Goal: Quote the data below in full, minus the images.

Material provided:
------------------------------------

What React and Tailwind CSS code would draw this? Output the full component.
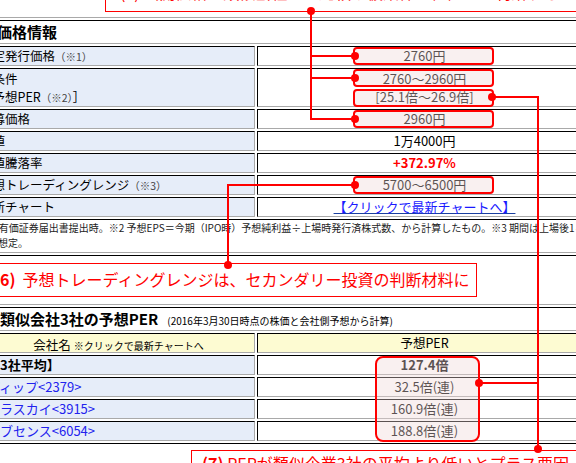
import React from 'react'

const cellEdge = 'border border-t-black border-l-black border-r-[#a9a9a9] border-b-[#a9a9a9]'
const tableEdge = 'border border-t-[#a9a9a9] border-l-[#a9a9a9] border-r-black border-b-black p-[2px] flex flex-col gap-[2px]'

function Row({ h = 'h-[20px]', labelW = 'w-[278px]', labelCls = '', label, children, valueCls = '' }) {
  return (
    <div className={`flex gap-[2px] ${h}`}>
      <div className={`${labelW} shrink-0 ${cellEdge} bg-[#e6edf9] whitespace-nowrap overflow-hidden ${labelCls}`}>{label}</div>
      <div className={`flex-1 ${cellEdge} bg-white text-center whitespace-nowrap ${valueCls}`}>{children}</div>
    </div>
  )
}

const Note = ({ n }) => <span className="text-[10.5px] text-[#444]">（※{n}）</span>

function Pill({ cls }) {
  return (
    <div className={`absolute left-[353px] w-[141px] h-[18px] rounded-[4px] border-2 border-[#f00] bg-[rgba(240,215,215,0.38)] ${cls}`} />
  )
}

const Dot = ({ cls }) => <div className={`absolute w-[8px] h-[8px] rounded-full bg-[#f00] ${cls}`} />

const lbl = 'pl-[2px] text-[12.5px] leading-[18px]'
const val = 'text-[13px] leading-[18px]'
const lbl2 = 'pl-[4px] text-[13px] leading-[18px]'

export default function App() {
  return (
    <div className="relative w-[576px] h-[463px] overflow-hidden bg-white text-black font-['Noto_Sans_CJK_JP',sans-serif]">
      {/* callout above, cut off by the top edge */}
      <div className="-mt-[30px] ml-[105px] w-[500px] h-[42px] border border-[#f00] pt-[12px] pl-[14px] text-[16px] leading-[18px] text-[#f00] whitespace-nowrap">
        (5) 公開価格は類似会社との比較や仮条件の位置から判断する
      </div>

      {/* price info table */}
      <div className={`mt-[5px] -ml-[26px] w-[621px] ${tableEdge}`}>
        <div className={`h-[24px] ${cellEdge} bg-white pl-[19px] text-[15px] font-bold leading-[21px]`}>価格情報</div>
        <Row labelCls={lbl} valueCls={val} label={<>想定発行価格<Note n="1" /></>}>2760円</Row>
        <Row h="h-[39px]" labelCls={`${lbl} pt-[1px]`} valueCls={`${val} pt-[1px]`}
          label={<>仮条件<br />［予想PER<Note n="2" />］</>}>
          2760～2960円<br />[25.1倍～26.9倍]
        </Row>
        <Row labelCls={lbl} valueCls={val} label="公募価格">2960円</Row>
        <Row labelCls={lbl} valueCls={val} label="初値">1万4000円</Row>
        <Row labelCls={lbl} valueCls={`${val} font-bold text-[#f00]`} label="初値騰落率">+372.97%</Row>
        <Row labelCls={lbl} valueCls={val} label={<>予想トレーディングレンジ<Note n="3" /></>}>5700～6500円</Row>
        <Row labelCls={lbl} valueCls={val} label="最新チャート">
          <a href="#" className="text-[#1a1aff] underline decoration-[#1a3fa0]">【クリックで最新チャートへ】</a>
        </Row>
        <div className={`h-[34px] ${cellEdge} bg-white text-[10px] leading-[15px] text-[#222] whitespace-nowrap overflow-hidden`}>
          <div className="pl-[3px]">※1 有価証券届出書提出時。※2 予想EPS＝今期（IPO時）予想純利益÷上場時発行済株式数、から計算したもの。※3 期間は上場後1ヶ月間と</div>
          <div className="pl-[10px]">を想定。</div>
        </div>
      </div>

      {/* callout 6 */}
      <div className="mt-[7px] -ml-[14px] w-[491px] h-[34px] border border-[#f00] pl-[7px] text-[16px] leading-[31px] text-[#f00] whitespace-nowrap">
        <span className="font-bold">(6)</span><span className="ml-[7px]">予想トレーディングレンジは、セカンダリー投資の判断材料に</span>
      </div>

      {/* similar companies table */}
      <div className={`mt-[7px] -ml-[21px] w-[616px] ${tableEdge}`}>
        <div className={`h-[24px] ${cellEdge} bg-white pl-[17px] leading-[21px] whitespace-nowrap`}>
          <span className="text-[15px] font-bold">類似会社3社の予想PER</span>
          <span className="ml-[9px] text-[10px]">(2016年3月30日時点の株価と会社側予想から計算)</span>
        </div>
        <div className="flex gap-[2px] h-[20px]">
          <div className={`w-[273px] shrink-0 ${cellEdge} bg-[#fdfbd2] text-center leading-[18px] whitespace-nowrap`}>
            <span className="text-[12.5px]">会社名</span><span className="ml-[3px] text-[10px]">※クリックで最新チャートへ</span>
          </div>
          <div className={`flex-1 ${cellEdge} bg-[#fdfbd2] text-center text-[12.5px] leading-[18px]`}>予想PER</div>
        </div>
        <Row labelW="w-[273px]" labelCls={`${lbl2} font-bold`} valueCls={`${val} font-bold`} label="【3社平均】">127.4倍</Row>
        <Row labelW="w-[273px]" labelCls={`${lbl2} text-[#2222ee]`} valueCls={val} label="ディップ<2379>">32.5倍(連)</Row>
        <Row labelW="w-[273px]" labelCls={`${lbl2} text-[#2222ee]`} valueCls={val} label="テラスカイ<3915>">160.9倍(連)</Row>
        <Row labelW="w-[273px]" labelCls={`${lbl2} text-[#2222ee]`} valueCls={val} label="リブセンス<6054>">188.8倍(連)</Row>
      </div>

      {/* callout 7, cut off by the bottom edge */}
      <div className="mt-[6px] ml-[191px] w-[420px] h-[40px] border border-[#f00] pt-[2px] pl-[10px] text-[16px] leading-[20px] text-[#f00] whitespace-nowrap">
        <span className="font-bold">(7)</span> PERが類似企業3社の平均より低いとプラス要因
      </div>

      {/* annotation overlays */}
      <Pill cls="top-[47px]" />
      <Pill cls="top-[69px]" />
      <Pill cls="top-[89px]" />
      <Pill cls="top-[110px]" />
      <Pill cls="top-[176px]" />
      <div className="absolute left-[375px] top-[356px] w-[105px] h-[86px] rounded-[8px] border-2 border-[#f00] bg-[rgba(240,215,215,0.38)]" />

      <div className="absolute left-[310px] top-[11px] w-[2px] h-[109px] bg-[#f00]" />
      <div className="absolute left-[310px] top-[55px] w-[45px] h-[2px] bg-[#f00]" />
      <div className="absolute left-[310px] top-[77px] w-[45px] h-[2px] bg-[#f00]" />
      <div className="absolute left-[310px] top-[118px] w-[45px] h-[2px] bg-[#f00]" />
      <div className="absolute left-[492px] top-[96px] w-[47px] h-[2px] bg-[#f00]" />
      <div className="absolute left-[537px] top-[96px] w-[2px] h-[354px] bg-[#f00]" />
      <div className="absolute left-[479px] top-[382px] w-[59px] h-[2px] bg-[#f00]" />
      <div className="absolute left-[227px] top-[184px] w-[128px] h-[2px] bg-[#f00]" />
      <div className="absolute left-[227px] top-[184px] w-[2px] h-[82px] bg-[#f00]" />

      <Dot cls="left-[307px] top-[7px]" />
      <Dot cls="left-[351px] top-[52px]" />
      <Dot cls="left-[351px] top-[74px]" />
      <Dot cls="left-[351px] top-[115px]" />
      <Dot cls="left-[488px] top-[93px]" />
      <Dot cls="left-[351px] top-[181px]" />
      <Dot cls="left-[475px] top-[379px]" />
      <Dot cls="left-[224px] top-[261px]" />
      <Dot cls="left-[534px] top-[445px]" />
    </div>
  )
}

------------------------------------

Output:
What React and Tailwind CSS code would draw this? Output the full component.
import React from 'react'

const cellEdge = 'border border-t-black border-l-black border-r-[#a9a9a9] border-b-[#a9a9a9]'
const tableEdge = 'border border-t-[#a9a9a9] border-l-[#a9a9a9] border-r-black border-b-black p-[2px] flex flex-col gap-[2px]'

function Row({ h = 'h-[20px]', labelW = 'w-[278px]', labelCls = '', label, children, valueCls = '' }) {
  return (
    <div className={`flex gap-[2px] ${h}`}>
      <div className={`${labelW} shrink-0 ${cellEdge} bg-[#e6edf9] whitespace-nowrap overflow-hidden ${labelCls}`}>{label}</div>
      <div className={`flex-1 ${cellEdge} bg-white text-center whitespace-nowrap ${valueCls}`}>{children}</div>
    </div>
  )
}

const Note = ({ n }) => <span className="text-[10.5px] text-[#444]">（※{n}）</span>

function Pill({ cls }) {
  return (
    <div className={`absolute left-[353px] w-[141px] h-[18px] rounded-[4px] border-2 border-[#f00] bg-[rgba(240,215,215,0.38)] ${cls}`} />
  )
}

const Dot = ({ cls }) => <div className={`absolute w-[8px] h-[8px] rounded-full bg-[#f00] ${cls}`} />

const lbl = 'pl-[2px] text-[12.5px] leading-[18px]'
const val = 'text-[13px] leading-[18px]'
const lbl2 = 'pl-[4px] text-[13px] leading-[18px]'

export default function App() {
  return (
    <div className="relative w-[576px] h-[463px] overflow-hidden bg-white text-black font-['Noto_Sans_CJK_JP',sans-serif]">
      {/* callout above, cut off by the top edge */}
      <div className="-mt-[30px] ml-[105px] w-[500px] h-[42px] border border-[#f00] pt-[12px] pl-[14px] text-[16px] leading-[18px] text-[#f00] whitespace-nowrap">
        (5) 公開価格は類似会社との比較や仮条件の位置から判断する
      </div>

      {/* price info table */}
      <div className={`mt-[5px] -ml-[26px] w-[621px] ${tableEdge}`}>
        <div className={`h-[24px] ${cellEdge} bg-white pl-[19px] text-[15px] font-bold leading-[21px]`}>価格情報</div>
        <Row labelCls={lbl} valueCls={val} label={<>想定発行価格<Note n="1" /></>}>2760円</Row>
        <Row h="h-[39px]" labelCls={`${lbl} pt-[1px]`} valueCls={`${val} pt-[1px]`}
          label={<>仮条件<br />［予想PER<Note n="2" />］</>}>
          2760～2960円<br />[25.1倍～26.9倍]
        </Row>
        <Row labelCls={lbl} valueCls={val} label="公募価格">2960円</Row>
        <Row labelCls={lbl} valueCls={val} label="初値">1万4000円</Row>
        <Row labelCls={lbl} valueCls={`${val} font-bold text-[#f00]`} label="初値騰落率">+372.97%</Row>
        <Row labelCls={lbl} valueCls={val} label={<>予想トレーディングレンジ<Note n="3" /></>}>5700～6500円</Row>
        <Row labelCls={lbl} valueCls={val} label="最新チャート">
          <a href="#" className="text-[#1a1aff] underline decoration-[#1a3fa0]">【クリックで最新チャートへ】</a>
        </Row>
        <div className={`h-[34px] ${cellEdge} bg-white text-[10px] leading-[15px] text-[#222] whitespace-nowrap overflow-hidden`}>
          <div className="pl-[3px]">※1 有価証券届出書提出時。※2 予想EPS＝今期（IPO時）予想純利益÷上場時発行済株式数、から計算したもの。※3 期間は上場後1ヶ月間と</div>
          <div className="pl-[10px]">を想定。</div>
        </div>
      </div>

      {/* callout 6 */}
      <div className="mt-[7px] -ml-[14px] w-[491px] h-[34px] border border-[#f00] pl-[7px] text-[16px] leading-[31px] text-[#f00] whitespace-nowrap">
        <span className="font-bold">(6)</span><span className="ml-[7px]">予想トレーディングレンジは、セカンダリー投資の判断材料に</span>
      </div>

      {/* similar companies table */}
      <div className={`mt-[7px] -ml-[21px] w-[616px] ${tableEdge}`}>
        <div className={`h-[24px] ${cellEdge} bg-white pl-[17px] leading-[21px] whitespace-nowrap`}>
          <span className="text-[15px] font-bold">類似会社3社の予想PER</span>
          <span className="ml-[9px] text-[10px]">(2016年3月30日時点の株価と会社側予想から計算)</span>
        </div>
        <div className="flex gap-[2px] h-[20px]">
          <div className={`w-[273px] shrink-0 ${cellEdge} bg-[#fdfbd2] text-center leading-[18px] whitespace-nowrap`}>
            <span className="text-[12.5px]">会社名</span><span className="ml-[3px] text-[10px]">※クリックで最新チャートへ</span>
          </div>
          <div className={`flex-1 ${cellEdge} bg-[#fdfbd2] text-center text-[12.5px] leading-[18px]`}>予想PER</div>
        </div>
        <Row labelW="w-[273px]" labelCls={`${lbl2} font-bold`} valueCls={`${val} font-bold`} label="【3社平均】">127.4倍</Row>
        <Row labelW="w-[273px]" labelCls={`${lbl2} text-[#2222ee]`} valueCls={val} label="ディップ<2379>">32.5倍(連)</Row>
        <Row labelW="w-[273px]" labelCls={`${lbl2} text-[#2222ee]`} valueCls={val} label="テラスカイ<3915>">160.9倍(連)</Row>
        <Row labelW="w-[273px]" labelCls={`${lbl2} text-[#2222ee]`} valueCls={val} label="リブセンス<6054>">188.8倍(連)</Row>
      </div>

      {/* callout 7, cut off by the bottom edge */}
      <div className="mt-[6px] ml-[191px] w-[420px] h-[40px] border border-[#f00] pt-[2px] pl-[10px] text-[16px] leading-[20px] text-[#f00] whitespace-nowrap">
        <span className="font-bold">(7)</span> PERが類似企業3社の平均より低いとプラス要因
      </div>

      {/* annotation overlays */}
      <Pill cls="top-[47px]" />
      <Pill cls="top-[69px]" />
      <Pill cls="top-[89px]" />
      <Pill cls="top-[110px]" />
      <Pill cls="top-[176px]" />
      <div className="absolute left-[375px] top-[356px] w-[105px] h-[86px] rounded-[8px] border-2 border-[#f00] bg-[rgba(240,215,215,0.38)]" />

      <div className="absolute left-[310px] top-[11px] w-[2px] h-[109px] bg-[#f00]" />
      <div className="absolute left-[310px] top-[55px] w-[45px] h-[2px] bg-[#f00]" />
      <div className="absolute left-[310px] top-[77px] w-[45px] h-[2px] bg-[#f00]" />
      <div className="absolute left-[310px] top-[118px] w-[45px] h-[2px] bg-[#f00]" />
      <div className="absolute left-[492px] top-[96px] w-[47px] h-[2px] bg-[#f00]" />
      <div className="absolute left-[537px] top-[96px] w-[2px] h-[354px] bg-[#f00]" />
      <div className="absolute left-[479px] top-[382px] w-[59px] h-[2px] bg-[#f00]" />
      <div className="absolute left-[227px] top-[184px] w-[128px] h-[2px] bg-[#f00]" />
      <div className="absolute left-[227px] top-[184px] w-[2px] h-[82px] bg-[#f00]" />

      <Dot cls="left-[307px] top-[7px]" />
      <Dot cls="left-[351px] top-[52px]" />
      <Dot cls="left-[351px] top-[74px]" />
      <Dot cls="left-[351px] top-[115px]" />
      <Dot cls="left-[488px] top-[93px]" />
      <Dot cls="left-[351px] top-[181px]" />
      <Dot cls="left-[475px] top-[379px]" />
      <Dot cls="left-[224px] top-[261px]" />
      <Dot cls="left-[534px] top-[445px]" />
    </div>
  )
}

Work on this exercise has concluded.